How will the new process work?

  • A small business facing financial distress with liabilities under $1million approaches a SBRP (or Insolvency Practitioner) to discuss their options. The practitioner reviews and advises whether that the new restructure process is the most appropriate option in their circumstances, and the owners accept the advice. The practitioner proposes a flat fee for their work in helping the small business develop a restructuring plan.
  • Following a resolution of the board, the small business signs up the practitioner as their SBRP. On commencement, unsecured and some secured creditors are prohibited from taking actions against the company, a personal guarantee cannot be enforced against a director or one of their relatives, and a protection from ipso facto clauses (that allow creditors to terminate contracts because of an insolvency event) apply (with the same protections applying as during voluntary administration).
  • The business owner works alongside the SBRP over a 20 business-day period to develop a plan to restructure the business’ debts and provide supporting documents for creditor consideration. During this time, the owners continue to control the business and can trade in the ordinary course of business. The SBRP also develops a remuneration proposal to cover their management of the plan once in place.
  • The SBRP sends the plan and supporting documents to creditors and certifies whether they consider the business can meet the proposed repayments and has properly disclosed its affairs. Creditors have 15 business days to vote on the plan, including the proposed remuneration for the SBRP. The business must lodge any outstanding tax returns and pay any employee entitlements which are due and payable before a plan can be put to creditors.
  • If at least 50% of creditors by value endorse the plan, it is approved and binds all unsecured creditors. Creditors vote as one class. Just as with the voluntary administration process today, secured creditors are only bound by the plan only to the extent that any portion of their debt exceeds the realisable value of their security interest. In this case it is the amount that exceeds the realisable value that is effectively “unsecured” and impacted by the plan. To support the integrity of the process, related-party creditors are not entitled to vote.
  • If the plan is approved, the business continues and the SBRP administers the plan by making distributions to creditors according to the terms of the plan. If voted down, the process ends, and the company owners may opt to go into voluntary administration or to use the proposed simplified liquidation process.
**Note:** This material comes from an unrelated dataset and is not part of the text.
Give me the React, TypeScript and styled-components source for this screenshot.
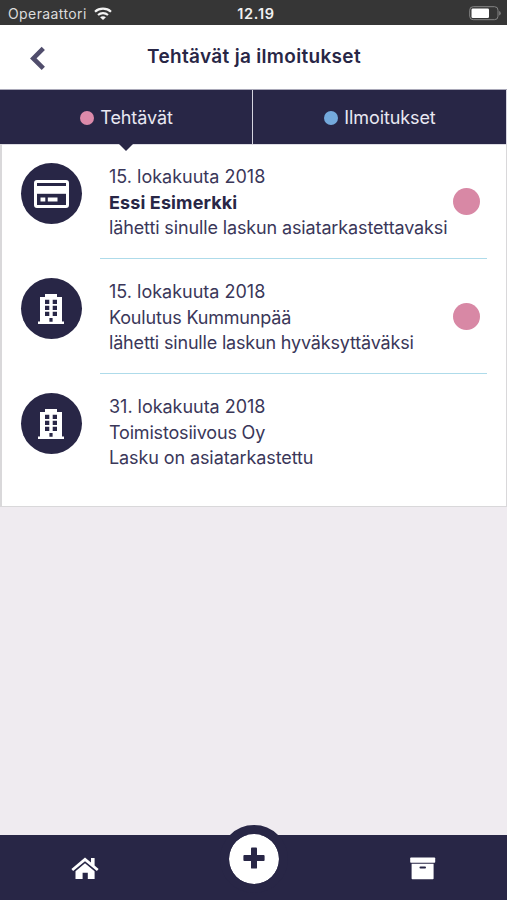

What are the other key features?

  • Safeguards will be included to prevent the process from being used to facilitate corporate misconduct such as illegal phoenix activity. They include a prohibition on related creditor voting on a restructuring plan, a bar on the same company or directors using the process more than once within a prescribed period (proposed at 7 years), and the provision of a power for the SBRP to stop the process where misconduct is identified.
  • Key mechanisms will be included as part of the restructuring process to ensure that creditor interests are represented and protected. Importantly:
  • The role of the SBRP, who will administer the process, remains independent. The SBRP will have important obligations they must fulfil on behalf of creditors (such as certifying the plan).
  • Key creditor rights will be preserved. For example there are no changes to the rights of secured creditors and similar types of debts are treated consistently.